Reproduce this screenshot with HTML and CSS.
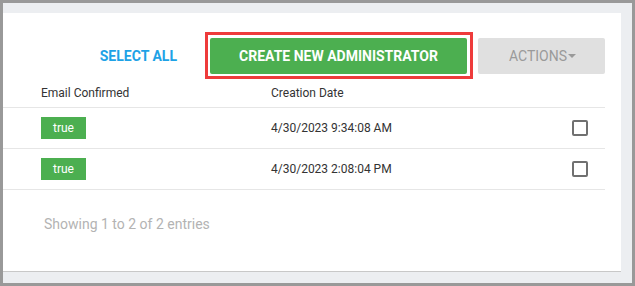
FILE: index.html
```html
<!DOCTYPE html>
<html>
<head>
<meta charset="utf-8">
<link rel="stylesheet" href="styles.css">
</head>
<body>
<div class="frame">
  <div class="panel">
    <div class="toolbar">
      <a class="select-all">SELECT ALL</a>
      <div class="highlight">
        <button class="btn-create">CREATE NEW ADMINISTRATOR</button>
      </div>
      <button class="btn-actions">ACTIONS<span class="caret"></span></button>
    </div>
    <div class="table">
      <div class="row head">
        <div class="cell c1">Email Confirmed</div>
        <div class="cell c2">Creation Date</div>
        <div class="cell c3"></div>
      </div>
      <div class="row">
        <div class="cell c1"><span class="badge">true</span></div>
        <div class="cell c2">4/30/2023 9:34:08 AM</div>
        <div class="cell c3"><span class="check"></span></div>
      </div>
      <div class="row">
        <div class="cell c1"><span class="badge">true</span></div>
        <div class="cell c2">4/30/2023 2:08:04 PM</div>
        <div class="cell c3"><span class="check"></span></div>
      </div>
    </div>
    <div class="footer">Showing 1 to 2 of 2 entries</div>
  </div>
</div>
</body>
</html>
```
FILE: styles.css
```css
* { box-sizing: border-box; }
html, body { margin: 0; padding: 0; }
body {
  font-family: Roboto, "Noto Sans", Arial, sans-serif;
  background: #999999;
  width: 635px;
  height: 286px;
  overflow: hidden;
}
.frame {
  width: 635px;
  height: 286px;
  border: 3px solid #999999;
  background: #eceef1;
  padding: 10px 10px 0 0;
}
.panel {
  width: 618px;
  height: 259px;
  background: #ffffff;
  border-bottom: 1px solid #c8c8c8;
  padding: 19px 16px 0 0;
}
.toolbar {
  display: flex;
  align-items: center;
  justify-content: flex-end;
  height: 47px;
}
.select-all {
  color: #1ea2e6;
  font-weight: 700;
  font-size: 14px;
  margin-right: 28px;
}
.highlight {
  border: 3px solid #ee3b3b;
  padding: 3px 3px 2px 2px;
  margin-right: 5px;
}
.btn-create {
  display: block;
  width: 257px;
  height: 36px;
  border: none;
  border-radius: 2px;
  background: #4caf50;
  color: #ffffff;
  font-family: Roboto, Arial, sans-serif;
  font-weight: 700;
  font-size: 14px;
  padding: 0;
}
.btn-actions {
  display: flex;
  align-items: center;
  justify-content: center;
  width: 127px;
  height: 36px;
  border: none;
  border-radius: 2px;
  background: #e0e0e0;
  color: #9a9a9a;
  font-family: Roboto, Arial, sans-serif;
  font-size: 14px;
  padding: 0 0 0 2px;
}
.caret {
  display: inline-block;
  width: 0;
  height: 0;
  border-left: 4px solid transparent;
  border-right: 4px solid transparent;
  border-top: 4px solid #9a9a9a;
  margin-left: 1px;
}
.table {
  width: 602px;
}
.row {
  display: grid;
  grid-template-columns: 268px 1fr 33px;
  height: 41px;
  align-items: center;
  border-bottom: 1px solid #e6e6e6;
  font-size: 12px;
  color: #333333;
}
.row.head {
  height: 29px;
  font-size: 12px;
  color: #333333;
}
.cell.c1 { padding-left: 38px; }
.cell.c2 { padding-left: 0; }
.cell.c3 { display: flex; }
.badge {
  display: inline-flex;
  align-items: center;
  justify-content: center;
  width: 45px;
  height: 22px;
  background: #4caf50;
  color: #ffffff;
  font-size: 12px;
}
.check {
  display: block;
  width: 16px;
  height: 16px;
  border: 2px solid #707070;
  border-radius: 2px;
  margin-left: 0;
}
.footer {
  padding: 26px 0 0 41px;
  color: #b3b3b3;
  font-size: 14px;
}
```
▬▬▬
REQUIRED WORK: Quote the listing above in full, except for the pictures.

RESULT OF THIS TASK:
Reproduce this screenshot with HTML and CSS.
FILE: index.html
```html
<!DOCTYPE html>
<html>
<head>
<meta charset="utf-8">
<link rel="stylesheet" href="styles.css">
</head>
<body>
<div class="frame">
  <div class="panel">
    <div class="toolbar">
      <a class="select-all">SELECT ALL</a>
      <div class="highlight">
        <button class="btn-create">CREATE NEW ADMINISTRATOR</button>
      </div>
      <button class="btn-actions">ACTIONS<span class="caret"></span></button>
    </div>
    <div class="table">
      <div class="row head">
        <div class="cell c1">Email Confirmed</div>
        <div class="cell c2">Creation Date</div>
        <div class="cell c3"></div>
      </div>
      <div class="row">
        <div class="cell c1"><span class="badge">true</span></div>
        <div class="cell c2">4/30/2023 9:34:08 AM</div>
        <div class="cell c3"><span class="check"></span></div>
      </div>
      <div class="row">
        <div class="cell c1"><span class="badge">true</span></div>
        <div class="cell c2">4/30/2023 2:08:04 PM</div>
        <div class="cell c3"><span class="check"></span></div>
      </div>
    </div>
    <div class="footer">Showing 1 to 2 of 2 entries</div>
  </div>
</div>
</body>
</html>
```
FILE: styles.css
```css
* { box-sizing: border-box; }
html, body { margin: 0; padding: 0; }
body {
  font-family: Roboto, "Noto Sans", Arial, sans-serif;
  background: #999999;
  width: 635px;
  height: 286px;
  overflow: hidden;
}
.frame {
  width: 635px;
  height: 286px;
  border: 3px solid #999999;
  background: #eceef1;
  padding: 10px 10px 0 0;
}
.panel {
  width: 618px;
  height: 259px;
  background: #ffffff;
  border-bottom: 1px solid #c8c8c8;
  padding: 19px 16px 0 0;
}
.toolbar {
  display: flex;
  align-items: center;
  justify-content: flex-end;
  height: 47px;
}
.select-all {
  color: #1ea2e6;
  font-weight: 700;
  font-size: 14px;
  margin-right: 28px;
}
.highlight {
  border: 3px solid #ee3b3b;
  padding: 3px 3px 2px 2px;
  margin-right: 5px;
}
.btn-create {
  display: block;
  width: 257px;
  height: 36px;
  border: none;
  border-radius: 2px;
  background: #4caf50;
  color: #ffffff;
  font-family: Roboto, Arial, sans-serif;
  font-weight: 700;
  font-size: 14px;
  padding: 0;
}
.btn-actions {
  display: flex;
  align-items: center;
  justify-content: center;
  width: 127px;
  height: 36px;
  border: none;
  border-radius: 2px;
  background: #e0e0e0;
  color: #9a9a9a;
  font-family: Roboto, Arial, sans-serif;
  font-size: 14px;
  padding: 0 0 0 2px;
}
.caret {
  display: inline-block;
  width: 0;
  height: 0;
  border-left: 4px solid transparent;
  border-right: 4px solid transparent;
  border-top: 4px solid #9a9a9a;
  margin-left: 1px;
}
.table {
  width: 602px;
}
.row {
  display: grid;
  grid-template-columns: 268px 1fr 33px;
  height: 41px;
  align-items: center;
  border-bottom: 1px solid #e6e6e6;
  font-size: 12px;
  color: #333333;
}
.row.head {
  height: 29px;
  font-size: 12px;
  color: #333333;
}
.cell.c1 { padding-left: 38px; }
.cell.c2 { padding-left: 0; }
.cell.c3 { display: flex; }
.badge {
  display: inline-flex;
  align-items: center;
  justify-content: center;
  width: 45px;
  height: 22px;
  background: #4caf50;
  color: #ffffff;
  font-size: 12px;
}
.check {
  display: block;
  width: 16px;
  height: 16px;
  border: 2px solid #707070;
  border-radius: 2px;
  margin-left: 0;
}
.footer {
  padding: 26px 0 0 41px;
  color: #b3b3b3;
  font-size: 14px;
}
```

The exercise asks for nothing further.